The youths are to return Wednesday to HYPE Academy -- an acronym for "Helping Youth Pursue Excellence" -- an overflow school on the second floor of the 65-year-old Main Street building. The entrance is between a Hispanic travel agency and a shuttered Dunkin' Donuts, and across the street from a Nassau County civil and criminal courthouse.

"They'll still have the opportunity to have a full-day schedule, with gym and everything else, as a transition," Associate Superintendent James Clark said. "We will move them from there to high school" and to eventually seek "a Regents diploma."

The district was sending a letter Monday and will make calls Tuesday to let parents and sponsors with whom some children are living know the transition school is opening, Clark said.

District officials said they did not know how long the district plans to keep the Hispanic children in the location.

Clark said the district is doing all it can after it was "overwhelmed by over 700 kids" as new students. Staff worked to hire certified teachers and plan schedules as the site was being prepared.

Students assigned to the Main Street location "will get content-area instruction" in math, science, social studies and English as a second language, he said.

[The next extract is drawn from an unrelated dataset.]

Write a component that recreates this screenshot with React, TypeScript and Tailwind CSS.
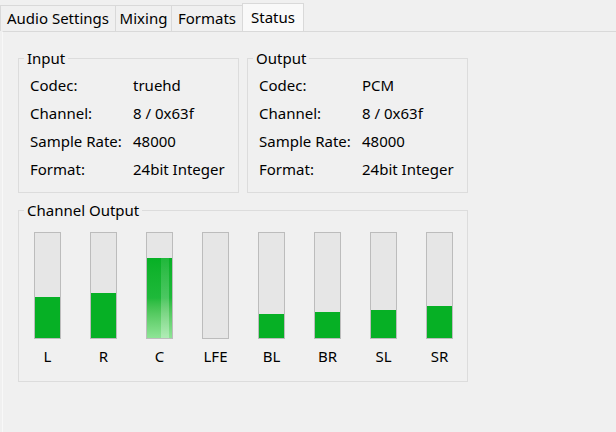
import React from 'react';

const tabs = [
  { label: 'Audio Settings', w: 'w-[116px]' },
  { label: 'Mixing', w: 'w-[57px]' },
  { label: 'Formats', w: 'w-[72px]' },
];

const inputRows = [
  ['Codec:', 'truehd'],
  ['Channel:', '8 / 0x63f'],
  ['Sample Rate:', '48000'],
  ['Format:', '24bit Integer'],
];

const outputRows = [
  ['Codec:', 'PCM'],
  ['Channel:', '8 / 0x63f'],
  ['Sample Rate:', '48000'],
  ['Format:', '24bit Integer'],
];

// fill height in px, out of 105 inner
const channels = [
  { name: 'L', level: 41 },
  { name: 'R', level: 45 },
  { name: 'C', level: 80, glow: true },
  { name: 'LFE', level: 0 },
  { name: 'BL', level: 24 },
  { name: 'BR', level: 26 },
  { name: 'SL', level: 28 },
  { name: 'SR', level: 32 },
];

const InfoGroup = ({ title, rows }: { title: string; rows: string[][] }) => (
  <fieldset className="w-[221px] border border-[#dcdcdc]">
    <legend className="ml-[5px] px-[3px] leading-[20px]">{title}</legend>
    <div className="pt-[3px] pb-[9px] pl-[11px]">
      {rows.map(([label, value]) => (
        <div key={label} className="flex h-[28px] items-center">
          <span className="w-[103px]">{label}</span>
          <span>{value}</span>
        </div>
      ))}
    </div>
  </fieldset>
);

const Meter = ({ name, level, glow }: { name: string; level: number; glow?: boolean }) => (
  <div className="flex w-[27px] flex-col items-center">
    <div className="flex h-[107px] w-[27px] flex-col justify-end border border-[#bcbcbc] bg-[#e6e6e6]">
      {level > 0 && (
        <div
          className={
            glow
              ? 'relative w-full bg-gradient-to-b from-[#06b025] via-[#1eb93a] to-[#8ee496]'
              : 'w-full bg-[#06b025]'
          }
          style={{ height: level }}
        >
          {glow && (
            <div className="absolute inset-y-0 left-[14px] w-[8px] bg-gradient-to-b from-white/10 to-white/30" />
          )}
        </div>
      )}
    </div>
    <div className="mt-[7px] leading-[20px]">{name}</div>
  </div>
);

export default function App() {
  return (
    <div
      className="flex h-[432px] w-[616px] flex-col overflow-hidden bg-[#f0f0f0] text-[15px] text-black"
      style={{ fontFamily: '"Noto Sans", "Open Sans", sans-serif' }}
    >
      {/* Tab strip */}
      <div className="flex h-[31px] items-end">
        {tabs.map((t) => (
          <div
            key={t.label}
            className={`-mr-px flex h-[26px] items-center justify-center border border-b-0 border-[#d9d9d9] bg-[#f0f0f0] ${t.w}`}
          >
            {t.label}
          </div>
        ))}
        <div className="flex h-[28px] w-[62px] items-center justify-center border border-b-0 border-[#d9d9d9] bg-[#f9f9f9]">
          Status
        </div>
      </div>

      {/* Tab page */}
      <div className="ml-[2px] flex-1 border-t border-l border-t-[#d9d9d9] border-l-[#f8f8f8] pt-[16px] pl-[15px]">
        <div className="flex gap-[8px]">
          <InfoGroup title="Input" rows={inputRows} />
          <InfoGroup title="Output" rows={outputRows} />
        </div>

        <fieldset className="mt-[7px] w-[450px] border border-[#dcdcdc]">
          <legend className="ml-[5px] px-[3px] leading-[20px]">Channel Output</legend>
          <div className="flex gap-[29px] pt-[12px] pb-[15px] pl-[15px]">
            {channels.map((c) => (
              <Meter key={c.name} {...c} />
            ))}
          </div>
        </fieldset>
      </div>
    </div>
  );
}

At least 34 Hispanic kids have been left out of classes, say advocates from the nonprofit New York Communities for Change.

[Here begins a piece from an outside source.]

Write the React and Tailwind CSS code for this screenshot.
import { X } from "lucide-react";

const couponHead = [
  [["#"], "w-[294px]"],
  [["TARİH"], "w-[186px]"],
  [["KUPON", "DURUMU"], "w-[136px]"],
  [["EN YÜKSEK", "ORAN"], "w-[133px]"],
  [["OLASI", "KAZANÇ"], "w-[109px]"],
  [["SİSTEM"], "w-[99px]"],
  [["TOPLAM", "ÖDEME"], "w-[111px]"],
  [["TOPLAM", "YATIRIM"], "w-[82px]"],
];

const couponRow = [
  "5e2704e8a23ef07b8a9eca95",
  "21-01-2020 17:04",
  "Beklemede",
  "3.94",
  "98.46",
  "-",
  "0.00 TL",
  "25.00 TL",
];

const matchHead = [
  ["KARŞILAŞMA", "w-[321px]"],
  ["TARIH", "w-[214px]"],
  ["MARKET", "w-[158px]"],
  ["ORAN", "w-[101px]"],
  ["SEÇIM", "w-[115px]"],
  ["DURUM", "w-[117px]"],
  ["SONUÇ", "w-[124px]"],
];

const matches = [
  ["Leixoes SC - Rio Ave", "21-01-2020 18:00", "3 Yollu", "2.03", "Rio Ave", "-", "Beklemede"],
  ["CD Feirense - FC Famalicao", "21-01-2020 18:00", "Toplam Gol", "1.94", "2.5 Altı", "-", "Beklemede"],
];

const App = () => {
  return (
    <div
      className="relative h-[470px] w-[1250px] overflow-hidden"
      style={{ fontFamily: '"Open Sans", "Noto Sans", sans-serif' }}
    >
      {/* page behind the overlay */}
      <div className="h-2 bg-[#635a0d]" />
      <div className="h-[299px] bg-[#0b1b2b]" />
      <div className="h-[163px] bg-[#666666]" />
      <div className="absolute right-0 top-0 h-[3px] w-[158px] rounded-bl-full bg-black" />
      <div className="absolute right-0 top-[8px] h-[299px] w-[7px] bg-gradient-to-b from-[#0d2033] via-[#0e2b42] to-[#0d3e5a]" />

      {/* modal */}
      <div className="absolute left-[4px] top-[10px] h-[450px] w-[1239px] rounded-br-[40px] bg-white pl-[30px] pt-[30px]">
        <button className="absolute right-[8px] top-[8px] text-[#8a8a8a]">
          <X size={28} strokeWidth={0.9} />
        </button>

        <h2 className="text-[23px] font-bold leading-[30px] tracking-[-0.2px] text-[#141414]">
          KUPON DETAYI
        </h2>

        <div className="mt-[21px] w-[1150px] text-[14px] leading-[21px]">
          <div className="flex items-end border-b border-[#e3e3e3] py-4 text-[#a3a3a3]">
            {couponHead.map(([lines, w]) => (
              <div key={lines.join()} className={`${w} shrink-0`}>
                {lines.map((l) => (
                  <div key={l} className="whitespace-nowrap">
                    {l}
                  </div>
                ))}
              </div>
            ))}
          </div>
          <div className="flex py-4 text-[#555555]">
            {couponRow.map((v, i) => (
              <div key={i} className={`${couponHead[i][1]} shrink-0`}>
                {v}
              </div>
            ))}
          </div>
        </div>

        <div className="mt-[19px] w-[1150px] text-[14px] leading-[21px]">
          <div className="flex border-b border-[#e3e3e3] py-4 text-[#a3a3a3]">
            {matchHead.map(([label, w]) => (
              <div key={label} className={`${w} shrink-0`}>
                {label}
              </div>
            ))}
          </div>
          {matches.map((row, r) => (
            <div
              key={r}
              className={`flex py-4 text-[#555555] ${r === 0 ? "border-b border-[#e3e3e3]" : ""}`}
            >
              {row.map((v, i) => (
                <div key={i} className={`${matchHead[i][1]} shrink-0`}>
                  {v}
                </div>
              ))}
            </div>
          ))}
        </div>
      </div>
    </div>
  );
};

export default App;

Budget, lost days concerns

The transition school plan came after school board President Lamont Johnson on Friday gave his assurance to community advocates and parents that the district would accept students. The district also is under pressure from state education Commissioner John B. King Jr., who in an extremely rare move ordered Nassau BOCES' interim superintendent to investigate Hempstead's enrollment procedures and report to King by Thursday.

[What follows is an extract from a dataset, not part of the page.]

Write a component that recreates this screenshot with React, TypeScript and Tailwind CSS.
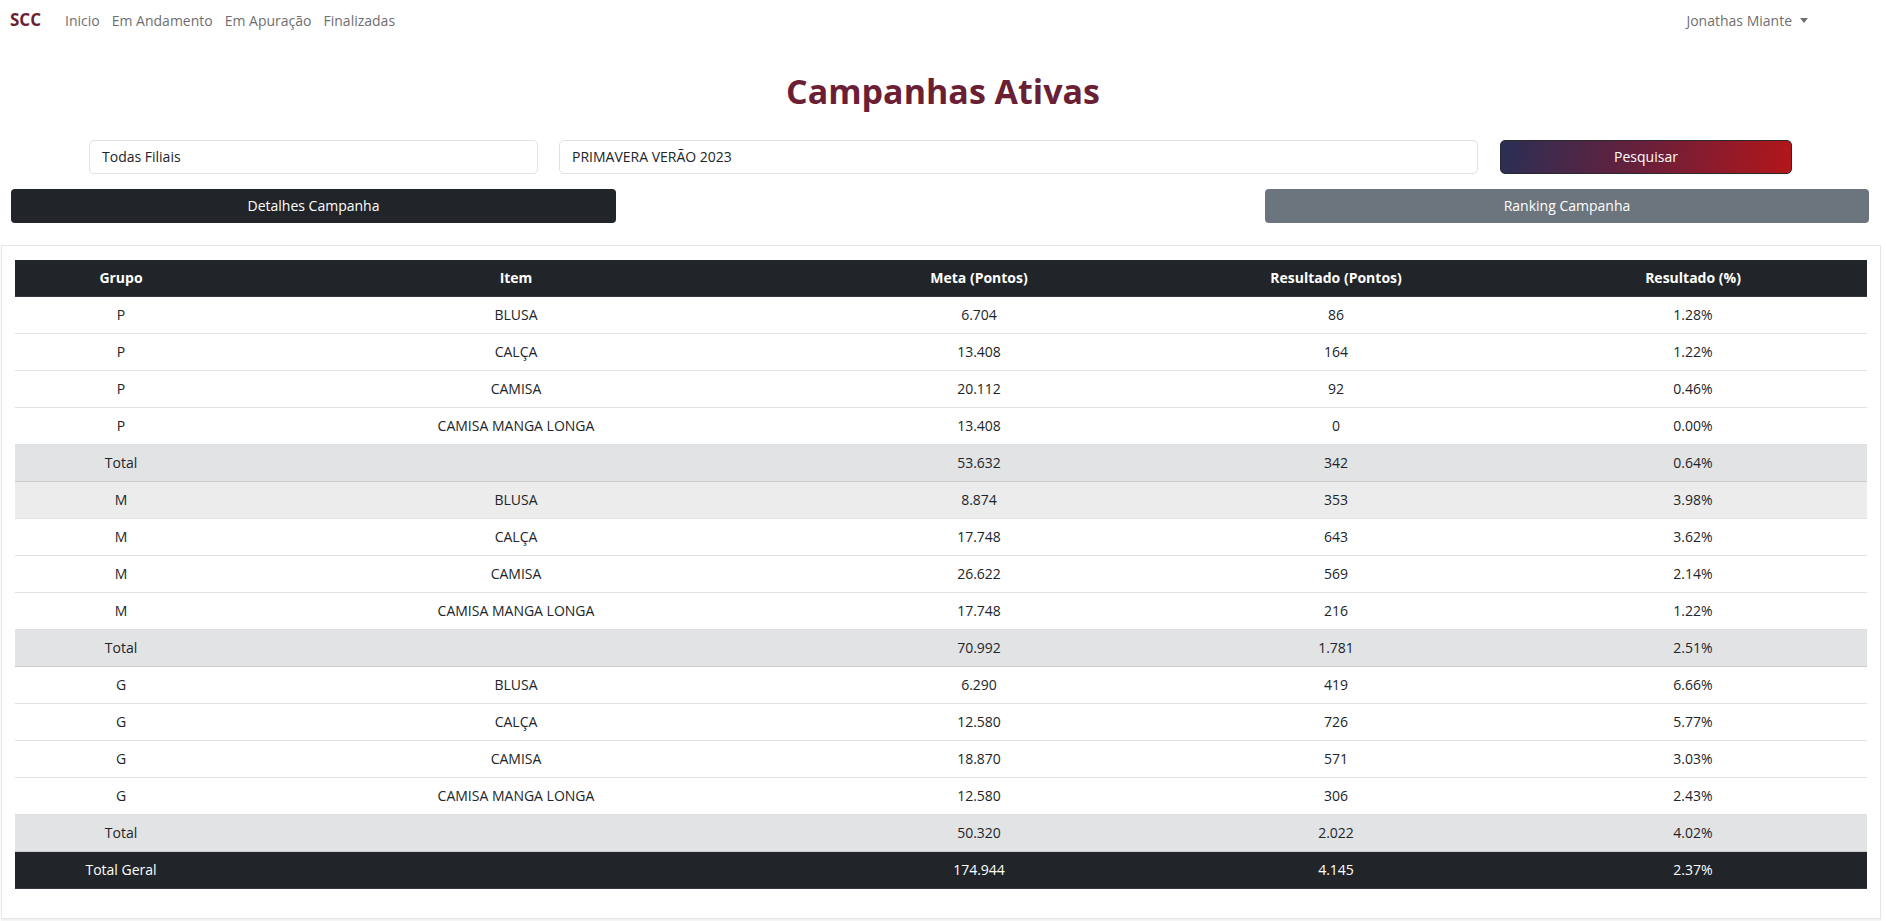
const rows = [
  { grupo: "P", item: "BLUSA", meta: "6.704", res: "86", pct: "1.28%" },
  { grupo: "P", item: "CALÇA", meta: "13.408", res: "164", pct: "1.22%" },
  { grupo: "P", item: "CAMISA", meta: "20.112", res: "92", pct: "0.46%" },
  { grupo: "P", item: "CAMISA MANGA LONGA", meta: "13.408", res: "0", pct: "0.00%" },
  { grupo: "Total", item: "", meta: "53.632", res: "342", pct: "0.64%", total: true },
  { grupo: "M", item: "BLUSA", meta: "8.874", res: "353", pct: "3.98%", hover: true },
  { grupo: "M", item: "CALÇA", meta: "17.748", res: "643", pct: "3.62%" },
  { grupo: "M", item: "CAMISA", meta: "26.622", res: "569", pct: "2.14%" },
  { grupo: "M", item: "CAMISA MANGA LONGA", meta: "17.748", res: "216", pct: "1.22%" },
  { grupo: "Total", item: "", meta: "70.992", res: "1.781", pct: "2.51%", total: true },
  { grupo: "G", item: "BLUSA", meta: "6.290", res: "419", pct: "6.66%" },
  { grupo: "G", item: "CALÇA", meta: "12.580", res: "726", pct: "5.77%" },
  { grupo: "G", item: "CAMISA", meta: "18.870", res: "571", pct: "3.03%" },
  { grupo: "G", item: "CAMISA MANGA LONGA", meta: "12.580", res: "306", pct: "2.43%" },
  { grupo: "Total", item: "", meta: "50.320", res: "2.022", pct: "4.02%", total: true },
];

export default function App() {
  return (
    <div className="min-h-screen bg-white font-['Open_Sans',sans-serif] text-[14px] text-[#212529]">
      {/* navbar */}
      <nav className="flex h-[40px] items-center justify-between pl-[10px] pr-[78px]">
        <div className="flex items-center">
          <span className="mr-[24px] text-[17px] font-bold text-[#6b1f35]">SCC</span>
          <div className="flex items-center gap-[12px] text-[#6f6f6f]">
            <a>Inicio</a>
            <a>Em Andamento</a>
            <a>Em Apuração</a>
            <a>Finalizadas</a>
          </div>
        </div>
        <div className="flex items-center text-[#6f6f6f]">
          <span>Jonathas Miante</span>
          <span className="ml-[8px] h-0 w-0 border-x-[4px] border-t-[5px] border-x-transparent border-t-[#6f6f6f]" />
        </div>
      </nav>

      <h1 className="mt-[31px] text-center text-[34px] font-bold leading-[1.2] text-[#6b1f35]">
        Campanhas Ativas
      </h1>

      {/* filtros */}
      <div className="mt-[28px] flex pl-[89px]">
        <div className="flex h-[34px] w-[449px] items-center rounded-[5px] border border-[#dee2e6] px-[12px]">
          Todas Filiais
        </div>
        <div className="ml-[21px] flex h-[34px] w-[919px] items-center rounded-[5px] border border-[#dee2e6] px-[12px]">
          PRIMAVERA VERÃO 2023
        </div>
        <button className="ml-[22px] h-[34px] w-[292px] rounded-[5px] border border-[#2a2a2a] bg-[linear-gradient(100deg,#2a2f55_0%,#6b1f3a_50%,#b3161a_100%)] text-white">
          Pesquisar
        </button>
      </div>

      <div className="mt-[15px] flex justify-between pl-[11px] pr-[17px]">
        <button className="h-[34px] w-[605px] rounded-[4px] bg-[#212529] text-white">
          Detalhes Campanha
        </button>
        <button className="h-[34px] w-[604px] rounded-[4px] bg-[#6c757d] text-white">
          Ranking Campanha
        </button>
      </div>

      {/* tabela */}
      <div className="ml-[1px] mt-[22px] w-[1880px] border border-[#e4e6ea] px-[13px] pb-[29px] pt-[14px] shadow-[0_2px_2px_rgba(0,0,0,0.06)]">
        <table className="w-[1852px] table-fixed border-collapse text-center leading-5">
          <colgroup>
            <col className="w-[212px]" />
            <col className="w-[578px]" />
            <col className="w-[348px]" />
            <col className="w-[366px]" />
            <col className="w-[348px]" />
          </colgroup>
          <thead>
            <tr className="bg-[#212529] font-bold text-white">
              <th className="border-b border-[#32383e] py-2">Grupo</th>
              <th className="border-b border-[#32383e] py-2">Item</th>
              <th className="border-b border-[#32383e] py-2">Meta (Pontos)</th>
              <th className="border-b border-[#32383e] py-2">Resultado (Pontos)</th>
              <th className="border-b border-[#32383e] py-2">Resultado (%)</th>
            </tr>
          </thead>
          <tbody>
            {rows.map((r, i) => (
              <tr
                key={i}
                className={
                  r.total
                    ? "border-b border-[#cbccce] bg-[#e2e3e5]"
                    : r.hover
                      ? "border-b border-[#dee2e6] bg-[#ececec]"
                      : "border-b border-[#dee2e6]"
                }
              >
                <td className="py-2">{r.grupo}</td>
                <td className="py-2">{r.item}</td>
                <td className="py-2">{r.meta}</td>
                <td className="py-2">{r.res}</td>
                <td className="py-2">{r.pct}</td>
              </tr>
            ))}
            <tr className="border-b border-[#32383e] bg-[#212529] text-white">
              <td className="py-2">Total Geral</td>
              <td className="py-2"></td>
              <td className="py-2">174.944</td>
              <td className="py-2">4.145</td>
              <td className="py-2">2.37%</td>
            </tr>
          </tbody>
        </table>
      </div>
    </div>
  );
}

Johnson accompanied the small group of parents and kids inside the school Monday morning. "I'm here to assist," Johnson said. "We haven't turned anyone away, and when I was aware children didn't have their schedules, I made sure they got their schedules."

Some of the adults there Monday said the teenagers had been turned away from the high school multiple times. "We hope that this will come to happen, God willing," María Serrano, 54, said in Spanish. She's a sponsor of one of the children.

"All we want is for them to have a better future and to have their classes and recover their lost time," Serrano said.

The student who lives with her, José Martínez, 17, waited in a corner, wearing a backpack that held notebooks and pens. An unaccompanied minor who arrived from El Salvador in June, he said he is especially interested in learning all about computers.

"I am ready," he said in Spanish. "I want to learn English and to be somebody in life."

The Hempstead situation illustrates the dire straits of districts seeing surges in enrollment by immigrants.

It remained unclear whether the state Board of Regents could provide a quick infusion of extra state aid in the current school year, as other districts are lobbying for restoration of state aid that was cut during the recession.

"I think it's unlikely, certainly, for political and practical reasons," said Roger Tilles of Great Neck, who represents Long Island on the board and attended a Regents committee meeting on state aid Monday.